Dieser Papagei«, sie wandte sich Anne zu, »flucht wohl noch genau wie eh und je?«
»Sein Papagei... ist tot... glaube ich«, keuchte die arme Anne, die in diesem Augenblick nicht einmal mehr ihren eigenen Namen mit Bestimmtheit kannte.
»Tot. Dann ist alles in Ordnung«, rief die Dame glücklich. »Mit James A. werde ich schon fertig, wenn mir nur dieser Vogel nicht mehr dazwischenfunkt.«
Mit diesen rätselhaften Worten machte sie sich auf den Weg, während Anne zur Küchentür stürzte, an der Marilla stand.
»Anne, wer war die Frau?«
»Marilla«, sagte Anne ernst, aber mit blitzenden Augen, »sehe ich aus, als wäre ich verrückt?«
»Nicht mehr als sonst«, sagte Marilla, ohne sarkastisch sein zu wollen.

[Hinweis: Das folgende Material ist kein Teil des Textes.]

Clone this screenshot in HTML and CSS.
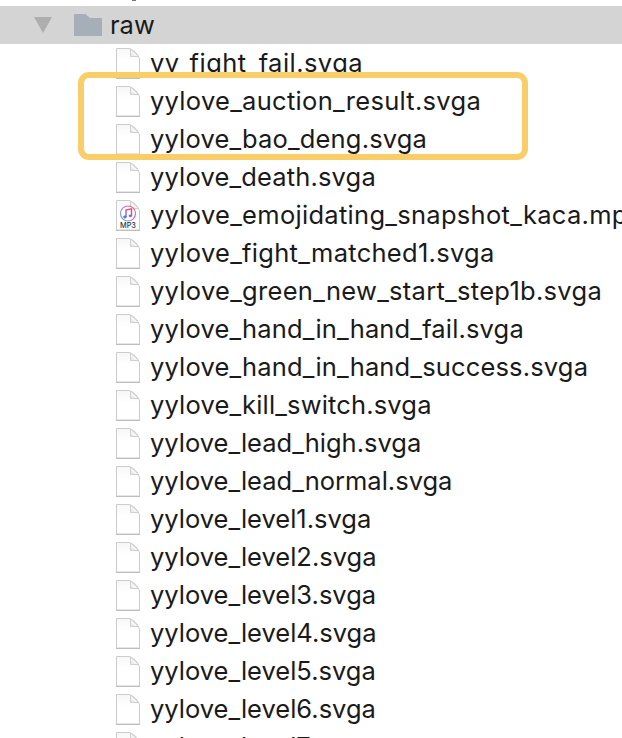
FILE: index.html
```html
<!DOCTYPE html>
<html lang="en">
<head>
<meta charset="utf-8">
<title>raw</title>
<link rel="stylesheet" href="styles.css">
</head>
<body>
<svg width="0" height="0" class="defs">
  <defs>
    <linearGradient id="paper" x1="0" y1="0" x2="0" y2="1"><stop offset="0" stop-color="#f7f7f7"/><stop offset=".4" stop-color="#fff"/></linearGradient>
    <linearGradient id="fold" x1="0" y1="1" x2="1" y2="0"><stop offset="0" stop-color="#ddd"/><stop offset=".5" stop-color="#fff"/></linearGradient>
    <linearGradient id="ring" x1="0" y1="1" x2="1" y2="0"><stop offset="0" stop-color="#4bb9f5"/><stop offset=".45" stop-color="#b07be0"/><stop offset="1" stop-color="#fa5a78"/></linearGradient>
    <linearGradient id="note" x1="0" y1="0" x2="0" y2="1"><stop offset="0" stop-color="#f5426c"/><stop offset="1" stop-color="#4a7df0"/></linearGradient>
    <symbol id="file" viewBox="0 0 26 34">
      <path d="M1.500 2.500h12.500c5 1.500 8.500 5 10.500 10.500v19h-23z" fill="url(#paper)" stroke="#cccccc"/>
      <path d="M1 32.500h24" stroke="#bdbdbd" stroke-width="1"/>
      <path d="M15.500 3v7.500h8z" fill="url(#fold)" stroke="#cfcfcf"/>
    </symbol>
    <symbol id="music" viewBox="0 0 26 34">
      <circle cx="13" cy="15.500" r="7.500" fill="#fff" stroke="url(#ring)" stroke-width="1.200"/>
      <path d="M11 19v-7l5.500-1.200v7" fill="none" stroke="url(#note)" stroke-width="1.400"/>
      <ellipse cx="9.900" cy="19" rx="1.800" ry="1.400" fill="#5b75ea"/>
      <ellipse cx="15.400" cy="17.800" rx="1.800" ry="1.400" fill="#9665d8"/>
    </symbol>
  </defs>
</svg>
<main class="tree">
  <div class="above"></div>
  <div class="folder">
    <svg class="arrow" viewBox="0 0 18 16"><path d="M0 0h18L9 16z" fill="#aeaeae"/></svg>
    <svg class="dir" viewBox="0 0 28 22"><path d="M0 0h11.500l4.500 4h12v18H0z" fill="#a6afb8"/></svg>
    <span>raw</span>
  </div>
  <ul class="files">
    <li class="widest"><svg class="icon"><use href="#file"/></svg><span>yy_fight_fail.svga</span></li>
    <li class="wider"><svg class="icon"><use href="#file"/></svg><span>yylove_auction_result.svga</span></li>
    <li class="wide"><svg class="icon"><use href="#file"/></svg><span>yylove_bao_deng.svga</span></li>
    <li class="wide"><svg class="icon"><use href="#file"/></svg><span>yylove_death.svga</span></li>
    <li class="wider"><svg class="icon"><use href="#file"/><use href="#music"/><text x="13" y="30" class="kind">MP3</text></svg><span>yylove_emojidating_snapshot_kaca.mp3</span></li>
    <li class="wider"><svg class="icon"><use href="#file"/></svg><span>yylove_fight_matched1.svga</span></li>
    <li class="wider"><svg class="icon"><use href="#file"/></svg><span>yylove_green_new_start_step1b.svga</span></li>
    <li class="wide"><svg class="icon"><use href="#file"/></svg><span>yylove_hand_in_hand_fail.svga</span></li>
    <li class="wide"><svg class="icon"><use href="#file"/></svg><span>yylove_hand_in_hand_success.svga</span></li>
    <li class="wide"><svg class="icon"><use href="#file"/></svg><span>yylove_kill_switch.svga</span></li>
    <li><svg class="icon"><use href="#file"/></svg><span>yylove_lead_high.svga</span></li>
    <li><svg class="icon"><use href="#file"/></svg><span>yylove_lead_normal.svga</span></li>
    <li><svg class="icon"><use href="#file"/></svg><span>yylove_level1.svga</span></li>
    <li><svg class="icon"><use href="#file"/></svg><span>yylove_level2.svga</span></li>
    <li><svg class="icon"><use href="#file"/></svg><span>yylove_level3.svga</span></li>
    <li><svg class="icon"><use href="#file"/></svg><span>yylove_level4.svga</span></li>
    <li><svg class="icon"><use href="#file"/></svg><span>yylove_level5.svga</span></li>
    <li><svg class="icon"><use href="#file"/></svg><span>yylove_level6.svga</span></li>
    <li><svg class="icon"><use href="#file"/></svg><span>yylove_level7.svga</span></li>
  </ul>
  <div class="highlight"></div>
</main>
</body>
</html>
```
FILE: styles.css
```css
* { box-sizing: border-box; }
body { margin: 0; background: #fff; color: #1a1a1a; font: 25.5px/38px Inter, "Liberation Sans", sans-serif; }
.defs { position: absolute; }
.tree { position: relative; height: 738px; overflow: hidden; }
/* Bottom edge of the row scrolled out above the folder */
.above { height: 6px; padding-left: 132px; }
.above::before { content: ""; display: block; width: 4px; height: 1px; background: #77777c; }
.folder { display: flex; align-items: center; height: 38px; padding-left: 34px; background: #d4d4d4; }
.arrow { width: 18px; height: 16px; margin-right: 22px; }
.dir { width: 28px; height: 22px; margin-right: 8px; }
.files { margin: 0; padding: 0; list-style: none; }
.files li { display: flex; align-items: center; height: 38px; padding-left: 115px; white-space: nowrap; }
.wide { letter-spacing: .16px; }
.wider { letter-spacing: .29px; }
.widest { letter-spacing: .45px; }
.icon { flex: none; width: 26px; height: 34px; margin-right: 9px; }
.kind { font-size: 7.3px; font-weight: 500; letter-spacing: 0; text-anchor: middle; fill: #333; }
.highlight { position: absolute; left: 78px; top: 72px; width: 450px; height: 88px; border: 6px solid #f9ce68; border-radius: 11px; }
```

»Gut, meinst du, ich träume?«
»Anne, was redest du für einen Unsinn. Wer war die Frau, habe ich gefragt?«
»Marilla, wenn ich nicht verrückt bin und auch nicht träume, dann muss es sie wirklich geben. So einen Hut hätte ich mir auch nie und nimmer in meiner Phantasie ausmalen können. Sie sagt, sie sei Mr Harrisons Frau, Marilla.«
Marilla starrte sie an.
»Seine Frau! Anne Shirley! Wieso hat er dann gesagt, er sei nicht verheiratet?«
»Das hat er nie ausdrücklich gesagt«, sagte Anne gerechterweise. »Er hat nie gesagt, er wäre nicht verheiratet. Die Leute haben es nur selbstverständlich angenommen. Oh, Marilla, was Mrs Lynde wohl dazu sagen wird?«
Was Mrs Lynde dazu sagen wird, fanden sie bei ihrem Besuch am selben Abend heraus. Mrs Lynde verwunderte es überhaupt nicht! Mrs Lynde hatte schon immer irgend so etwas erwartet! Mrs Lynde hatte gleich geahnt, dass es irgendwas mit Mr Harrison auf sich hatte!